I would say as a side note to my colleagues, particularly the new leaders on the Budget Committee, that these tax provisions are only the latest of examples of where the Finance Committee has produced additional revenues by changes in the tax code.
Unfortunately, I feel like I need to put on a Sherlock Holmes hat and hire a bloodhound to go out and try and find any savings that the new leadership on the Budget Committee has ever produced and gotten enacted into law when it comes to the spending side of the ledger. We’ve more than done our job on the tax side; it’s time for the Budget Committee to deliver on savings on the spending side.
But let me turn back to the tax gap and the minimum wage bill.
I’m very pleased that working with Senator Baucus, we have as part of the tax provisions contained in the minimum wage package, a number of provisions that will go after those engaged in tax shelters and tax scams and take steps to address the tax gap.
Let me highlight just a few of these provisions:
We shut down the SILO scheme.

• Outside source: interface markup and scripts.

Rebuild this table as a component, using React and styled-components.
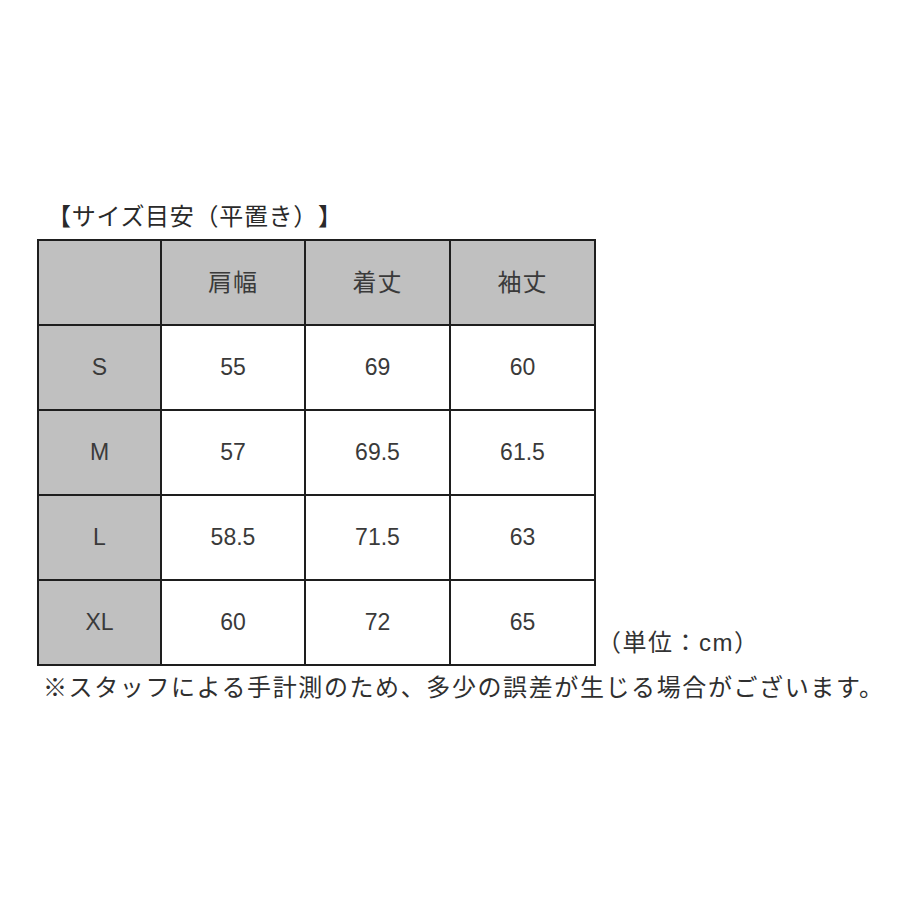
import React from "react";
import styled, { createGlobalStyle } from "styled-components";

const GlobalStyle = createGlobalStyle`
  html, body {
    margin: 0;
    padding: 0;
    background: #fff;
  }
  body {
    font-family: "Liberation Sans", "Noto Sans CJK JP", sans-serif;
    color: #333;
    text-spacing-trim: space-all;
  }
`;

const Page = styled.div`
  width: 900px;
  height: 900px;
  padding: 202px 0 0 37px;
  box-sizing: border-box;
`;

const Title = styled.div`
  font-size: 24px;
  line-height: 30px;
  height: 30px;
  margin: 0 0 7px 10px;
  letter-spacing: 0.7px;
  color: #2a2a2a;
  white-space: nowrap;
`;

const TableRow = styled.div`
  display: flex;
  align-items: flex-end;
`;

const Grid = styled.div`
  display: grid;
  grid-template-columns: 121px 142px 143px 143px;
  grid-auto-rows: 83px;
  gap: 2px;
  padding: 2px;
  background: #1e1e1e;
`;

const Cell = styled.div`
  display: flex;
  align-items: center;
  justify-content: center;
  background: ${(p) => (p.$shaded ? "#c0c0c0" : "#fff")};
  font-size: ${(p) => (p.$jp ? "24px" : "23px")};
  letter-spacing: ${(p) => (p.$jp ? "1px" : "0")};
  padding-bottom: ${(p) => (p.$jp ? "5px" : "0")};
  box-sizing: border-box;
  color: #3a3a3a;
`;

const Unit = styled.div`
  font-size: 24px;
  line-height: 30px;
  margin: 0 0 8px 1px;
  letter-spacing: 1.5px;
  color: #333;
  white-space: nowrap;
`;

const Note = styled.div`
  font-size: 24px;
  line-height: 30px;
  margin: 7px 0 0 6px;
  letter-spacing: 1.6px;
  color: #2f2f2f;
  white-space: nowrap;
`;

const headers = ["肩幅", "着丈", "袖丈"];
const rows = [
  ["S", "55", "69", "60"],
  ["M", "57", "69.5", "61.5"],
  ["L", "58.5", "71.5", "63"],
  ["XL", "60", "72", "65"],
];

export default function App() {
  return (
    <>
      <GlobalStyle />
      <Page>
        <Title>【サイズ目安（平置き）】</Title>
        <TableRow>
          <Grid>
            <Cell $shaded />
            {headers.map((h) => (
              <Cell key={h} $shaded $jp>
                {h}
              </Cell>
            ))}
            {rows.map((r) =>
              r.map((v, i) => (
                <Cell key={r[0] + i} $shaded={i === 0}>
                  {v}
                </Cell>
              ))
            )}
          </Grid>
          <Unit>（単位：cm）</Unit>
        </TableRow>
        <Note>※スタッフによる手計測のため、多少の誤差が生じる場合がございます。</Note>
      </Page>
    </>
  );
}
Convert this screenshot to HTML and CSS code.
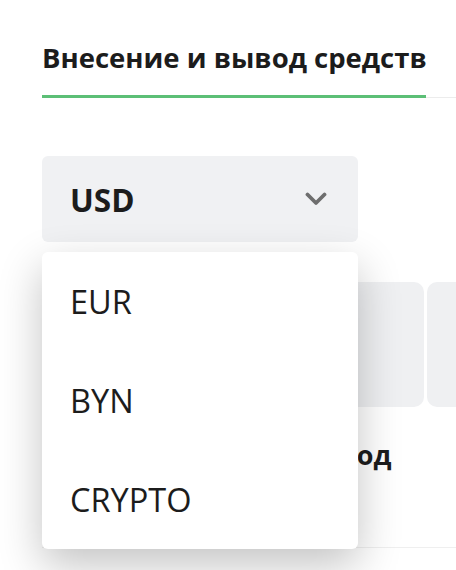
FILE: index.html
```html
<!DOCTYPE html>
<html lang="ru">
<head>
    <meta charset="UTF-8">
    <meta name="viewport" content="width=device-width, initial-scale=1.0">
    <title>Внесение и вывод средств</title>
    <link rel="stylesheet" href="styles.css">
</head>
<body>
<div class="page">
    <div class="tabs">
        <div class="tab active">Внесение и вывод средств</div>
    </div>

    <div class="currency">
        <div class="select">
            <span class="select-value">USD</span>
            <svg class="chevron" width="22" height="14" viewBox="0 0 22 14">
                <path d="M2.5 2.5 L11 11 L19.5 2.5" fill="none" stroke="#6e6e6e" stroke-width="3.8" stroke-linecap="round" stroke-linejoin="round"/>
            </svg>
        </div>

        <ul class="dropdown">
            <li>EUR</li>
            <li>BYN</li>
            <li>CRYPTO</li>
        </ul>
    </div>

    <div class="methods">
        <div class="method">
            <div class="method-card"></div>
            <div class="method-name">Карта</div>
        </div>
        <div class="method">
            <div class="method-card"></div>
            <div class="method-name">Банк</div>
        </div>
        <div class="method">
            <div class="method-card"></div>
            <div class="method-name">Вывод</div>
        </div>
        <div class="method">
            <div class="method-card"></div>
        </div>
    </div>

    <div class="divider"></div>
</div>
</body>
</html>
```

FILE: styles.css
```css
body {
    margin: 0;
    background-color: #fff;
    font-family: "Open Sans", "Noto Sans", sans-serif;
    color: #1c1c1c;
}

.page {
    width: 456px;
    height: 570px;
    overflow: hidden;
    padding-left: 42px;
    box-sizing: border-box;
}

.tabs {
    display: flex;
    border-bottom: 1px solid #ececec;
    margin-right: -42px;
}

.tab {
    width: 384px;
    padding-top: 40px;
    padding-bottom: 19px;
    margin-bottom: -1px;
    font-size: 27.5px;
    font-weight: bold;
    line-height: 36px;
    white-space: nowrap;
}

.tab.active {
    border-bottom: 3px solid #5cbf76;
}

.currency {
    position: relative;
    width: 316px;
    margin-top: 58px;
}

.select {
    height: 86px;
    display: flex;
    align-items: center;
    justify-content: space-between;
    padding: 0 31px 0 28px;
    background-color: #f0f1f3;
    border-radius: 6px;
}

.select-value {
    font-size: 31.5px;
    font-weight: bold;
}

.chevron {
    display: block;
}

.dropdown {
    position: absolute;
    top: calc(100% + 10px);
    left: 0;
    right: 0;
    z-index: 2;
    margin: 0;
    padding: 0;
    list-style: none;
    background-color: #fff;
    border-radius: 6px;
    box-shadow: 0 16px 44px rgba(0, 0, 0, 0.24);
}

.dropdown li {
    height: 99px;
    display: flex;
    align-items: center;
    padding: 0 28px;
    font-size: 32.5px;
}

.methods {
    display: flex;
    gap: 3px;
    margin-top: 40px;
}

.method {
    flex: 0 0 125.33px;
}

.method-card {
    height: 125px;
    background-color: #eff0f2;
    border-radius: 10px;
}

.method-name {
    margin-top: 30px;
    font-size: 27px;
    font-weight: bold;
    line-height: 36px;
    white-space: nowrap;
}

.divider {
    margin-top: 74px;
    margin-right: -42px;
    border-top: 1px solid #efefef;
}
```
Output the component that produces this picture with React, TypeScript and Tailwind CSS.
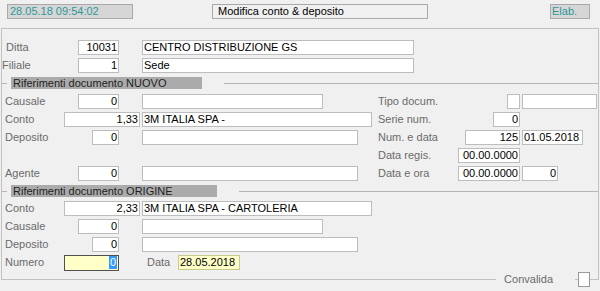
import React from 'react';

// legacy form: "Modifica conto & deposito"

type BoxProps = { className: string; value?: string; right?: boolean; tone?: 'white' | 'yellow' };

function Box({ className, value = '', right = false, tone = 'white' }: BoxProps) {
  return (
    <div
      className={
        'h-[15px] shrink-0 border flex items-center overflow-hidden whitespace-nowrap leading-none ' +
        (tone === 'yellow' ? 'bg-[#ffffc8] border-[#c9c98f] ' : 'bg-white border-[#bdbdbd] ') +
        (right ? 'justify-end pr-[1px] ' : 'pl-[1px] ') +
        className
      }
    >
      {value}
    </div>
  );
}

function Label({ className, children }: { className: string; children: React.ReactNode }) {
  return <span className={'shrink-0 text-[#6b6b6b] leading-none whitespace-nowrap ' + className}>{children}</span>;
}

function SectionHeader({ title, className }: { title: string; className: string }) {
  return (
    <div className="flex items-center h-[12px]">
      <div className="w-[5px] h-px bg-[#b5b5b5]" />
      <div className={'ml-[4px] h-[12px] bg-[#ababab] text-[#1e1e1e] pl-[2px] flex items-center leading-none whitespace-nowrap ' + className}>
        {title}
      </div>
      <div className="ml-[22px] flex-1 h-px bg-[#b5b5b5]" />
    </div>
  );
}

export default function App() {
  return (
    <div className="w-[600px] h-[291px] bg-[#f0f0f0] font-['Liberation_Sans',Arial,sans-serif] text-[11px] text-black overflow-hidden">
      {/* top bar */}
      <div className="h-[28px] pt-[4px] flex items-start">
        <div className="ml-[7px] w-[126px] h-[15px] bg-[#d6d6d6] border border-[#a9a9a9] text-[#2f9696] pl-[2px] flex items-center leading-none">
          28.05.18 09:54:02
        </div>
        <div className="ml-[79px] w-[216px] h-[15px] bg-[#f0f0f0] border border-[#a9a9a9] pl-[5px] flex items-center leading-none">
          Modifica conto &amp; deposito
        </div>
        <div className="ml-[122px] w-[40px] h-[15px] bg-[#d6d6d6] border border-[#a9a9a9] text-[#2f9696] pl-[1px] flex items-center leading-none">
          Elab.
        </div>
      </div>

      {/* main frame */}
      <div className="ml-[1px] w-[598px] h-[252px] border border-[#c2c2c2] flex flex-col">
        <div className="mt-[11px] flex items-center h-[15px]">
          <Label className="ml-[4px] w-[72px]">Ditta</Label>
          <Box className="w-[41px]" value="10031" right />
          <Box className="ml-[23px] w-[272px]" value="CENTRO DISTRIBUZIONE GS" />
        </div>
        <div className="mt-[3px] flex items-center h-[15px]">
          <Label className="ml-[0px] w-[76px]">Filiale</Label>
          <Box className="w-[41px]" value="1" right />
          <Box className="ml-[23px] w-[272px]" value="Sede" />
        </div>

        <div className="mt-[4px]">
          <SectionHeader title="Riferimenti documento NUOVO" className="w-[191px]" />
        </div>

        {/* NUOVO rows */}
        <div className="mt-[5px] flex items-center h-[15px]">
          <div className="w-[376px] flex items-center">
            <Label className="ml-[3px] w-[73px]">Causale</Label>
            <Box className="w-[41px]" value="0" right />
            <Box className="ml-[23px] w-[181px]" />
          </div>
          <Label className="w-[129px]">Tipo docum.</Label>
          <Box className="w-[13px]" />
          <Box className="ml-[2px] w-[75px]" />
        </div>
        <div className="mt-[3px] flex items-center h-[15px]">
          <div className="w-[376px] flex items-center">
            <Label className="ml-[3px] w-[59px]">Conto</Label>
            <Box className="w-[76px]" value="1,33" right />
            <Box className="ml-[2px] w-[230px]" value="3M ITALIA SPA -" />
          </div>
          <Label className="w-[115px]">Serie num.</Label>
          <Box className="w-[27px]" value="0" right />
        </div>
        <div className="mt-[3px] flex items-center h-[15px]">
          <div className="w-[376px] flex items-center">
            <Label className="ml-[3px] w-[87px]">Deposito</Label>
            <Box className="w-[27px]" value="0" right />
            <Box className="ml-[23px] w-[216px]" />
          </div>
          <Label className="w-[87px]">Num. e data</Label>
          <Box className="w-[55px]" value="125" right />
          <Box className="ml-[2px] w-[61px]" value="01.05.2018" />
        </div>
        <div className="mt-[3px] flex items-center h-[15px]">
          <div className="w-[376px]" />
          <Label className="w-[80px]">Data regis.</Label>
          <Box className="w-[62px]" value="00.00.0000" right />
        </div>
        <div className="mt-[3px] flex items-center h-[15px]">
          <div className="w-[376px] flex items-center">
            <Label className="ml-[3px] w-[73px]">Agente</Label>
            <Box className="w-[41px]" value="0" right />
            <Box className="ml-[23px] w-[216px]" />
          </div>
          <Label className="w-[80px]">Data e ora</Label>
          <Box className="w-[62px]" value="00.00.0000" right />
          <Box className="ml-[2px] w-[36px]" value="0" right />
        </div>

        <div className="mt-[4px]">
          <SectionHeader title="Riferimenti documento ORIGINE" className="w-[206px]" />
        </div>

        {/* ORIGINE rows */}
        <div className="mt-[4px] flex items-center h-[15px]">
          <Label className="ml-[3px] w-[59px]">Conto</Label>
          <Box className="w-[76px]" value="2,33" right />
          <Box className="ml-[2px] w-[230px]" value="3M ITALIA SPA - CARTOLERIA" />
        </div>
        <div className="mt-[3px] flex items-center h-[15px]">
          <Label className="ml-[3px] w-[73px]">Causale</Label>
          <Box className="w-[41px]" value="0" right />
          <Box className="ml-[23px] w-[181px]" />
        </div>
        <div className="mt-[3px] flex items-center h-[15px]">
          <Label className="ml-[3px] w-[87px]">Deposito</Label>
          <Box className="w-[27px]" value="0" right />
          <Box className="ml-[23px] w-[216px]" />
        </div>
        <div className="mt-[3px] flex items-center h-[15px]">
          <Label className="ml-[3px] w-[59px]">Numero</Label>
          <div className="h-[16px] w-[55px] bg-[#ffffc8] border border-[#4f4f4f] flex items-center justify-end pr-[1px] leading-none">
            <span className="bg-[#3399ff] text-white px-[1px] h-[13px] flex items-center">0</span>
          </div>
          <Label className="ml-[28px] w-[31px]">Data</Label>
          <Box className="w-[62px]" value="28.05.2018" tone="yellow" />
        </div>
      </div>

      {/* bottom edge: Convalida caption sits on the frame line */}
      <div className="relative -mt-[8px] h-[15px] flex items-center justify-end pr-[10px]">
        <span className="bg-[#f0f0f0] text-[#6b6b6b] pl-[8px] pr-[22px] leading-none h-[15px] flex items-center">Convalida</span>
        <div className="w-[3px]" />
        <div className="w-[12px] h-[15px] bg-white border border-[#9a9a9a]" />
      </div>
    </div>
  );
}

This is where U.S. corporations cut their tax bills by purchasing and leasing back overseas government facilities, such as sewer plants and subways in Germany.
We take additional steps to go after corporations that move to the Bermuda and have just a mail box and use that gimmick to cut their taxes. I can’t tell you how many times I’ve heard speeches about that issue from Senators on the other side. Well, we can end the talking and start doing something about it with the provision contained in the minimum wage bill
We also tighten the rules on individuals who expatriate to avoid U.S. tax.
We end the fast and loose way corporations account for fines and penalties. So now when a corporation gets a penalty for, say, polluting, they don’t get to deduct it.
We increase penalties for those who underpay tax due to fraud.
We double the fines and penalties for those who use offshore financial arrangements to avoid tax, something that the Finance Committee views as a growing problem in the tax gap.
We expand and improve the whistleblower program which will provide the IRS a road map for corporate tax fraud.
We modify the collection due process rules to prevent tax protesters from abusing the system. This is something that the administration proposed in its budget today to help deal with the tax gap.
This collection due process provision contained in the minimum wage bill only emphas my point that we can start dealing with the tax gap today, right now.
Finally, I would note one other provision that closes a loophole in 162(m) – the $1 million dollar limitation for corporate executives.
The provision provides that a CEO can’t avoid the effects of 162(m) by not being on the job at the end of the year.
Mr. President, forests have been sacrificed to print the speeches of politicians decrying CEO pay. And yes, we have a provision in the minimum wage bill that tightens the deductions that can be taken for high CEO pay.
Is the Democratic leadership going to put that provision into the trash? If they are, can we at least also put into the trash all the speeches made by the other side about CEO pay?
Mr. President, I say this because the time for speeches is over -- we can take steps now with the tax provisions in the minimum wage bill to deal with the tax gap and CEO pay.
I’ve listed these provisions above, and as my colleagues know, while many of them are good common sense, they are also not at all popular with K Street and Wall Street.
While the debate has focused on the tax breaks for small business in the minimum wage bill – and those are important – it is critical that we pass the much-needed tax gap and anti-abuse provisions contained in the minimum wage bill and pass them now.
Delaying these reforms for another bill only rewards the tax cheats. These reforms are often date- and time-sensitive. Delay only benefits those playing fast and loose.
I can’t believe that the House Democratic leadership want the first action they take in tax to be dropping these reforms and tax gap measures and signaling to the tax cheats that the door is open.
Senator Baucus and I, working together over the years, have passed into law a good many reforms and shut down a number of tax scams. However, we’ve been at times stymied by the House.
We heard a lot of commentary during the elections and after how it was no longer going to be business as usual. My hope is that given the rhetoric of the new House leadership we could finally quickly pass these anti-abuse tax reforms with the minimum wage bill.
I worry, though, with folks talking about stripping the tax provisions from the minimum wage bill that the House leadership may be singing a new song but the results are just the same.
The House Democratic leadership needs to understand that kow-towing to K Street is not a new direction. They can show that by passing all the tax provisions contained in the Senate minimum wage bill.